For many SMEs, the challenge is not choosing from a shortlist. It is having the time and expertise to evaluate systems properly while keeping the business moving.

That is where a managed technology partner can add real value. The right partner will look beyond software features and focus on operations, risk and support. They will ask how your teams work, what breaks most often, what needs integrating, and what success should look like six months after launch. That approach tends to produce better decisions than a feature race.

It also reduces the usual handoff problem. Retailers often end up with separate providers for IT support, software implementation, security and communications, which makes ownership unclear when something goes wrong. A joined-up approach gives you one accountable relationship and a clearer route from planning to rollout to ongoing support.

For businesses around London and across the wider UK, that matters more than ever. Retail operations do not have much patience for downtime, supplier finger-pointing or support queues. They need systems that work and people who take responsibility when they do not.

Retail business systems software is really about control

There is no perfect system for every retailer. A single-site shop with light stockholding does not need the same setup as a multi-channel operation with warehousing, fulfilment complexity and supplier lead times to manage. It depends on your size, your processes and how fast the business is changing.

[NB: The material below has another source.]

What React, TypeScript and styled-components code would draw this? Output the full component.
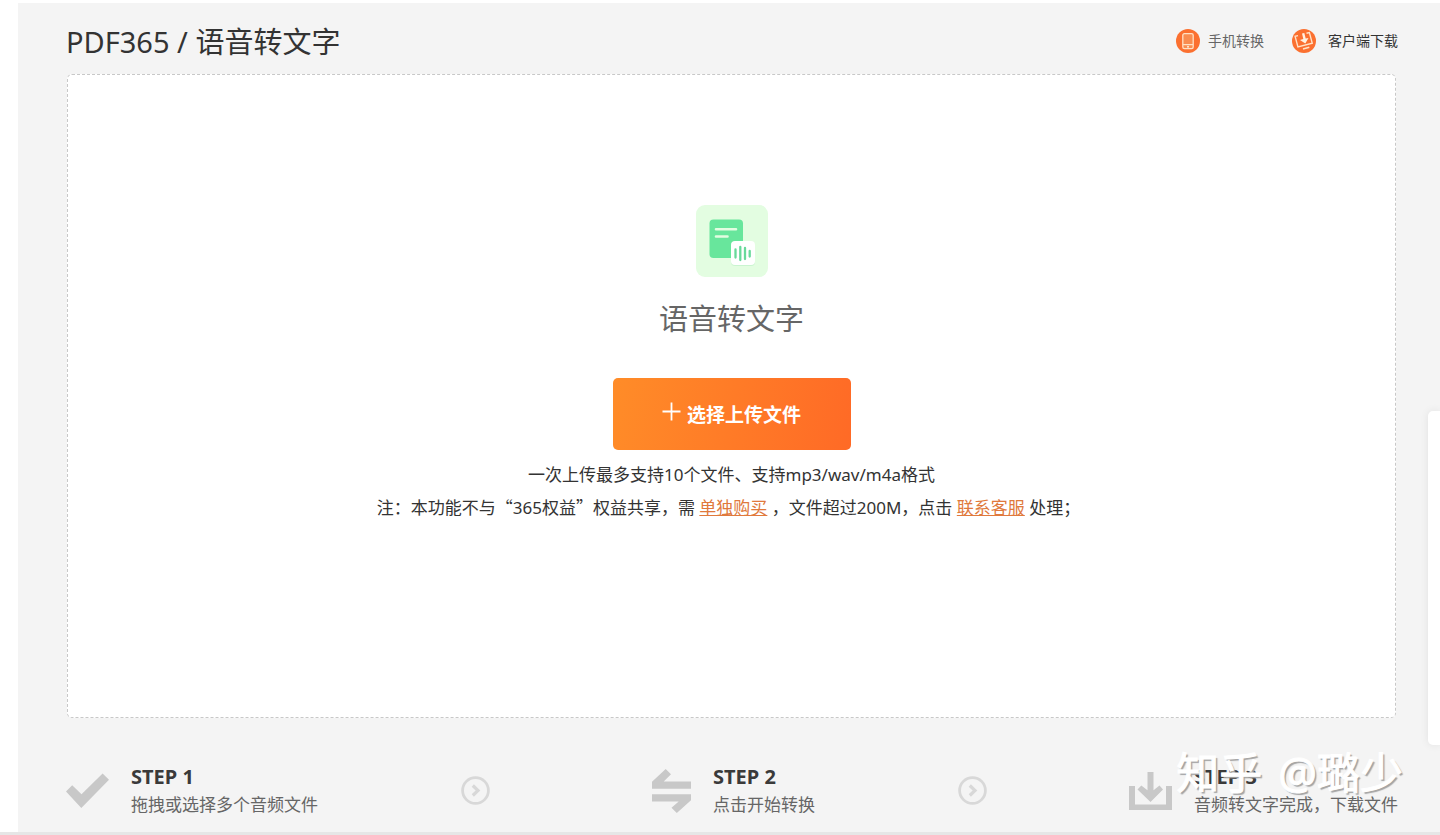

What does stay consistent is the need for control. Retail business systems software should give you a more accurate view of the business, reduce avoidable admin, and help your team spend more time serving customers and less time chasing data. If it cannot do that in practical day-to-day terms, it is not the right fit.

The best time to review your systems is before the next stage of growth turns minor inefficiencies into expensive habits. Get the foundations right, and the business becomes easier to run, easier to protect and easier to scale with confidence.